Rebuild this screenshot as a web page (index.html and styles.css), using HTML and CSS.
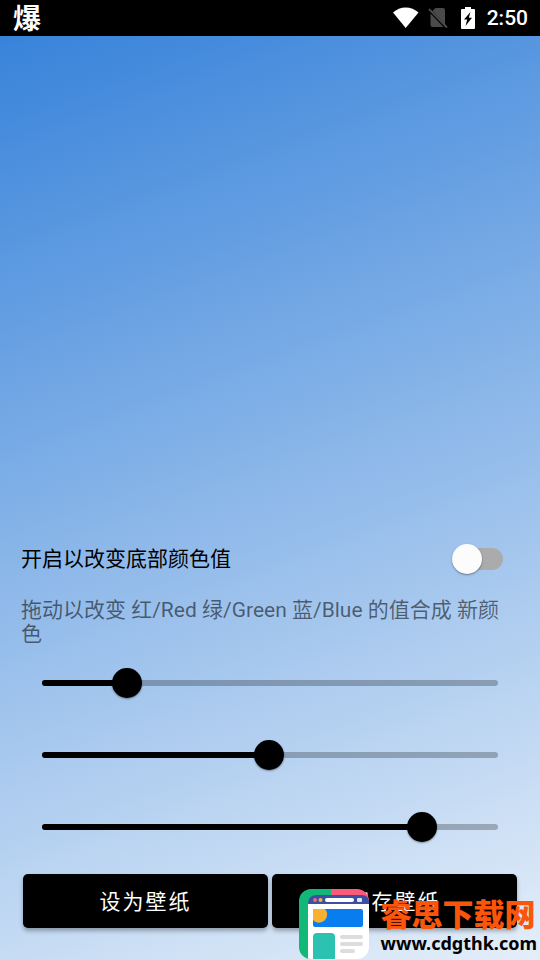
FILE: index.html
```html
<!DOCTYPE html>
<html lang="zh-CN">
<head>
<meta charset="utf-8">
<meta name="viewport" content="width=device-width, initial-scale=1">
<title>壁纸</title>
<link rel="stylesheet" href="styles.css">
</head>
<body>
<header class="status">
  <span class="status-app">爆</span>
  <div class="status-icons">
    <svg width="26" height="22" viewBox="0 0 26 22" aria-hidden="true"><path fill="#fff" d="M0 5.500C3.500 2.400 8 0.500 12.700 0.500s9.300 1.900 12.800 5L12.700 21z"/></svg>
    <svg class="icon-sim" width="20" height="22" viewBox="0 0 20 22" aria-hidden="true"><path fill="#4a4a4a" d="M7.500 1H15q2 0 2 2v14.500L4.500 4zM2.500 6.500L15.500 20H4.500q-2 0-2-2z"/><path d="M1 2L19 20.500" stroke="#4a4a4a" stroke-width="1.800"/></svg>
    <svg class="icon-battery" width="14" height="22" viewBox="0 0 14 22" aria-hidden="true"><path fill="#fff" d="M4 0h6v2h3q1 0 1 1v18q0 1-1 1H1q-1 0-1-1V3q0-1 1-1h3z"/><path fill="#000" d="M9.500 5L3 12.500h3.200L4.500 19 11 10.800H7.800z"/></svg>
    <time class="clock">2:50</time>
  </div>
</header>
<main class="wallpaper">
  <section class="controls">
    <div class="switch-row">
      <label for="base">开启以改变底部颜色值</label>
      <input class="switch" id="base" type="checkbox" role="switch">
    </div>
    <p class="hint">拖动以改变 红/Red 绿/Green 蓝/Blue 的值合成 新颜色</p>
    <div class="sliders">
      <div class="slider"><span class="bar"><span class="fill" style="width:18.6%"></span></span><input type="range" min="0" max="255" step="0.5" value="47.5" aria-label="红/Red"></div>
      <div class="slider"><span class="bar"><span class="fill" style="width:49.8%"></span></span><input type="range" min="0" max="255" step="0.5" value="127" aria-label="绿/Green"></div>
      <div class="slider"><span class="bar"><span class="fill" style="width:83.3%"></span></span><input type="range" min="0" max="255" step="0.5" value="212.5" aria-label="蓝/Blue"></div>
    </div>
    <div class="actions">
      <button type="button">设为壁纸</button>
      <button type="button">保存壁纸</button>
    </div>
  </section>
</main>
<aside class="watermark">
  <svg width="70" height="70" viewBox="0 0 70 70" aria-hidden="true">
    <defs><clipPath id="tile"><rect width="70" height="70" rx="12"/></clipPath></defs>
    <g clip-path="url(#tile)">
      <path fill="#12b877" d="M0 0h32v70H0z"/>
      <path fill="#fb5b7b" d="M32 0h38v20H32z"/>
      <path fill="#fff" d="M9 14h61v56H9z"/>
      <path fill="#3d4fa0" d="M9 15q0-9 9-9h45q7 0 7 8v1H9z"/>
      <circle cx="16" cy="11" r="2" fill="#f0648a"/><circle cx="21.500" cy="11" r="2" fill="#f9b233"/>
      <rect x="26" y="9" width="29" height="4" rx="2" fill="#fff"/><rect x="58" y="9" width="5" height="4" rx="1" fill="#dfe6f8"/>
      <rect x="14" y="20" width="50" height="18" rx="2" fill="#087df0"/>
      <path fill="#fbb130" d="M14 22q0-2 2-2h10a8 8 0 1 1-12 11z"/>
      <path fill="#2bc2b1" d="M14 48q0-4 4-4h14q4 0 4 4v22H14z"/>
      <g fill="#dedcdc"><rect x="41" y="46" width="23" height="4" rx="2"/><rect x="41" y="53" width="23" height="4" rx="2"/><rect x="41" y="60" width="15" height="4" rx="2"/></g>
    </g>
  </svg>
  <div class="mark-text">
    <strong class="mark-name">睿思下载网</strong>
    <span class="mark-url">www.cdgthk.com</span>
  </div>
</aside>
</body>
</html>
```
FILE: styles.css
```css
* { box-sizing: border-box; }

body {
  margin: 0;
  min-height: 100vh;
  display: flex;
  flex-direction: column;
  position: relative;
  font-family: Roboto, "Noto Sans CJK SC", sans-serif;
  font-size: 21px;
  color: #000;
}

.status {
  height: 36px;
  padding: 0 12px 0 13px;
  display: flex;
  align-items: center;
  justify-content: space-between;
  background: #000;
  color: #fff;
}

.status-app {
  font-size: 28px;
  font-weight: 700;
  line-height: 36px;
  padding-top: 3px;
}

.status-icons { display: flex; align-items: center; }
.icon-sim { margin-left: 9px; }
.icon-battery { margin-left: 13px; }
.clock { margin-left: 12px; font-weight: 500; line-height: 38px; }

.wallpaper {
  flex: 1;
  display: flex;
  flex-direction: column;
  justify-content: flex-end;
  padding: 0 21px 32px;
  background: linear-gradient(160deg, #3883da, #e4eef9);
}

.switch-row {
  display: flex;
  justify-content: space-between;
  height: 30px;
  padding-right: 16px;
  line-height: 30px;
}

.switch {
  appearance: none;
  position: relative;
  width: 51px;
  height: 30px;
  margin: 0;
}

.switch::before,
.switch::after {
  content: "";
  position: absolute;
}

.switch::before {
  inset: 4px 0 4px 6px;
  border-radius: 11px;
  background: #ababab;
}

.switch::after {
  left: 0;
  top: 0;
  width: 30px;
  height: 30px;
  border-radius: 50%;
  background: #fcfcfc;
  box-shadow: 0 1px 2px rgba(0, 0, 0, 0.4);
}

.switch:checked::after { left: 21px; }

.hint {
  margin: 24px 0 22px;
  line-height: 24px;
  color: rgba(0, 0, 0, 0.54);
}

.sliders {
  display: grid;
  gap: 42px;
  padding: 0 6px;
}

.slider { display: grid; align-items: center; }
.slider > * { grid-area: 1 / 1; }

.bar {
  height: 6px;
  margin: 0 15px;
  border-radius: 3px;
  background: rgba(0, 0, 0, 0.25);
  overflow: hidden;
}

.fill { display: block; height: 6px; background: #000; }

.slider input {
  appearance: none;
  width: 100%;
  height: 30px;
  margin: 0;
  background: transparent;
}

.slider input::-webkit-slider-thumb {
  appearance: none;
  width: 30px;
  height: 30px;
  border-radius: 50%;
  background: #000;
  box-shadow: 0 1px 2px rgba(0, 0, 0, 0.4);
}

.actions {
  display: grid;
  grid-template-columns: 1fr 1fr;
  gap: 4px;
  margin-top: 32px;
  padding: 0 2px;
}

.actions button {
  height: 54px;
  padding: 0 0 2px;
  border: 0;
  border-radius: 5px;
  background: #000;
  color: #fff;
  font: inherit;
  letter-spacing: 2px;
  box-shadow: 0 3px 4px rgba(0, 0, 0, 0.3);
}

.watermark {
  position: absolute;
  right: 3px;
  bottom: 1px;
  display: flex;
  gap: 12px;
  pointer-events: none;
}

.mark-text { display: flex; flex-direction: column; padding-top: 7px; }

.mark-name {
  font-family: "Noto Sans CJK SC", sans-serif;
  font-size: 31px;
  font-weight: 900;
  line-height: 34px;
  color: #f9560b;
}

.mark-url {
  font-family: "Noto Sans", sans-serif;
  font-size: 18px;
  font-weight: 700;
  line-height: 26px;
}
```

····················

▸ OBJECTIVE
Leave the images out, please, and restate each line word for word.

▸ EXERCISE RESULT
Rebuild this screenshot as a web page (index.html and styles.css), using HTML and CSS.
FILE: index.html
```html
<!DOCTYPE html>
<html lang="zh-CN">
<head>
<meta charset="utf-8">
<meta name="viewport" content="width=device-width, initial-scale=1">
<title>壁纸</title>
<link rel="stylesheet" href="styles.css">
</head>
<body>
<header class="status">
  <span class="status-app">爆</span>
  <div class="status-icons">
    <svg width="26" height="22" viewBox="0 0 26 22" aria-hidden="true"><path fill="#fff" d="M0 5.500C3.500 2.400 8 0.500 12.700 0.500s9.300 1.900 12.800 5L12.700 21z"/></svg>
    <svg class="icon-sim" width="20" height="22" viewBox="0 0 20 22" aria-hidden="true"><path fill="#4a4a4a" d="M7.500 1H15q2 0 2 2v14.500L4.500 4zM2.500 6.500L15.500 20H4.500q-2 0-2-2z"/><path d="M1 2L19 20.500" stroke="#4a4a4a" stroke-width="1.800"/></svg>
    <svg class="icon-battery" width="14" height="22" viewBox="0 0 14 22" aria-hidden="true"><path fill="#fff" d="M4 0h6v2h3q1 0 1 1v18q0 1-1 1H1q-1 0-1-1V3q0-1 1-1h3z"/><path fill="#000" d="M9.500 5L3 12.500h3.200L4.500 19 11 10.800H7.800z"/></svg>
    <time class="clock">2:50</time>
  </div>
</header>
<main class="wallpaper">
  <section class="controls">
    <div class="switch-row">
      <label for="base">开启以改变底部颜色值</label>
      <input class="switch" id="base" type="checkbox" role="switch">
    </div>
    <p class="hint">拖动以改变 红/Red 绿/Green 蓝/Blue 的值合成 新颜色</p>
    <div class="sliders">
      <div class="slider"><span class="bar"><span class="fill" style="width:18.6%"></span></span><input type="range" min="0" max="255" step="0.5" value="47.5" aria-label="红/Red"></div>
      <div class="slider"><span class="bar"><span class="fill" style="width:49.8%"></span></span><input type="range" min="0" max="255" step="0.5" value="127" aria-label="绿/Green"></div>
      <div class="slider"><span class="bar"><span class="fill" style="width:83.3%"></span></span><input type="range" min="0" max="255" step="0.5" value="212.5" aria-label="蓝/Blue"></div>
    </div>
    <div class="actions">
      <button type="button">设为壁纸</button>
      <button type="button">保存壁纸</button>
    </div>
  </section>
</main>
<aside class="watermark">
  <svg width="70" height="70" viewBox="0 0 70 70" aria-hidden="true">
    <defs><clipPath id="tile"><rect width="70" height="70" rx="12"/></clipPath></defs>
    <g clip-path="url(#tile)">
      <path fill="#12b877" d="M0 0h32v70H0z"/>
      <path fill="#fb5b7b" d="M32 0h38v20H32z"/>
      <path fill="#fff" d="M9 14h61v56H9z"/>
      <path fill="#3d4fa0" d="M9 15q0-9 9-9h45q7 0 7 8v1H9z"/>
      <circle cx="16" cy="11" r="2" fill="#f0648a"/><circle cx="21.500" cy="11" r="2" fill="#f9b233"/>
      <rect x="26" y="9" width="29" height="4" rx="2" fill="#fff"/><rect x="58" y="9" width="5" height="4" rx="1" fill="#dfe6f8"/>
      <rect x="14" y="20" width="50" height="18" rx="2" fill="#087df0"/>
      <path fill="#fbb130" d="M14 22q0-2 2-2h10a8 8 0 1 1-12 11z"/>
      <path fill="#2bc2b1" d="M14 48q0-4 4-4h14q4 0 4 4v22H14z"/>
      <g fill="#dedcdc"><rect x="41" y="46" width="23" height="4" rx="2"/><rect x="41" y="53" width="23" height="4" rx="2"/><rect x="41" y="60" width="15" height="4" rx="2"/></g>
    </g>
  </svg>
  <div class="mark-text">
    <strong class="mark-name">睿思下载网</strong>
    <span class="mark-url">www.cdgthk.com</span>
  </div>
</aside>
</body>
</html>
```
FILE: styles.css
```css
* { box-sizing: border-box; }

body {
  margin: 0;
  min-height: 100vh;
  display: flex;
  flex-direction: column;
  position: relative;
  font-family: Roboto, "Noto Sans CJK SC", sans-serif;
  font-size: 21px;
  color: #000;
}

.status {
  height: 36px;
  padding: 0 12px 0 13px;
  display: flex;
  align-items: center;
  justify-content: space-between;
  background: #000;
  color: #fff;
}

.status-app {
  font-size: 28px;
  font-weight: 700;
  line-height: 36px;
  padding-top: 3px;
}

.status-icons { display: flex; align-items: center; }
.icon-sim { margin-left: 9px; }
.icon-battery { margin-left: 13px; }
.clock { margin-left: 12px; font-weight: 500; line-height: 38px; }

.wallpaper {
  flex: 1;
  display: flex;
  flex-direction: column;
  justify-content: flex-end;
  padding: 0 21px 32px;
  background: linear-gradient(160deg, #3883da, #e4eef9);
}

.switch-row {
  display: flex;
  justify-content: space-between;
  height: 30px;
  padding-right: 16px;
  line-height: 30px;
}

.switch {
  appearance: none;
  position: relative;
  width: 51px;
  height: 30px;
  margin: 0;
}

.switch::before,
.switch::after {
  content: "";
  position: absolute;
}

.switch::before {
  inset: 4px 0 4px 6px;
  border-radius: 11px;
  background: #ababab;
}

.switch::after {
  left: 0;
  top: 0;
  width: 30px;
  height: 30px;
  border-radius: 50%;
  background: #fcfcfc;
  box-shadow: 0 1px 2px rgba(0, 0, 0, 0.4);
}

.switch:checked::after { left: 21px; }

.hint {
  margin: 24px 0 22px;
  line-height: 24px;
  color: rgba(0, 0, 0, 0.54);
}

.sliders {
  display: grid;
  gap: 42px;
  padding: 0 6px;
}

.slider { display: grid; align-items: center; }
.slider > * { grid-area: 1 / 1; }

.bar {
  height: 6px;
  margin: 0 15px;
  border-radius: 3px;
  background: rgba(0, 0, 0, 0.25);
  overflow: hidden;
}

.fill { display: block; height: 6px; background: #000; }

.slider input {
  appearance: none;
  width: 100%;
  height: 30px;
  margin: 0;
  background: transparent;
}

.slider input::-webkit-slider-thumb {
  appearance: none;
  width: 30px;
  height: 30px;
  border-radius: 50%;
  background: #000;
  box-shadow: 0 1px 2px rgba(0, 0, 0, 0.4);
}

.actions {
  display: grid;
  grid-template-columns: 1fr 1fr;
  gap: 4px;
  margin-top: 32px;
  padding: 0 2px;
}

.actions button {
  height: 54px;
  padding: 0 0 2px;
  border: 0;
  border-radius: 5px;
  background: #000;
  color: #fff;
  font: inherit;
  letter-spacing: 2px;
  box-shadow: 0 3px 4px rgba(0, 0, 0, 0.3);
}

.watermark {
  position: absolute;
  right: 3px;
  bottom: 1px;
  display: flex;
  gap: 12px;
  pointer-events: none;
}

.mark-text { display: flex; flex-direction: column; padding-top: 7px; }

.mark-name {
  font-family: "Noto Sans CJK SC", sans-serif;
  font-size: 31px;
  font-weight: 900;
  line-height: 34px;
  color: #f9560b;
}

.mark-url {
  font-family: "Noto Sans", sans-serif;
  font-size: 18px;
  font-weight: 700;
  line-height: 26px;
}
```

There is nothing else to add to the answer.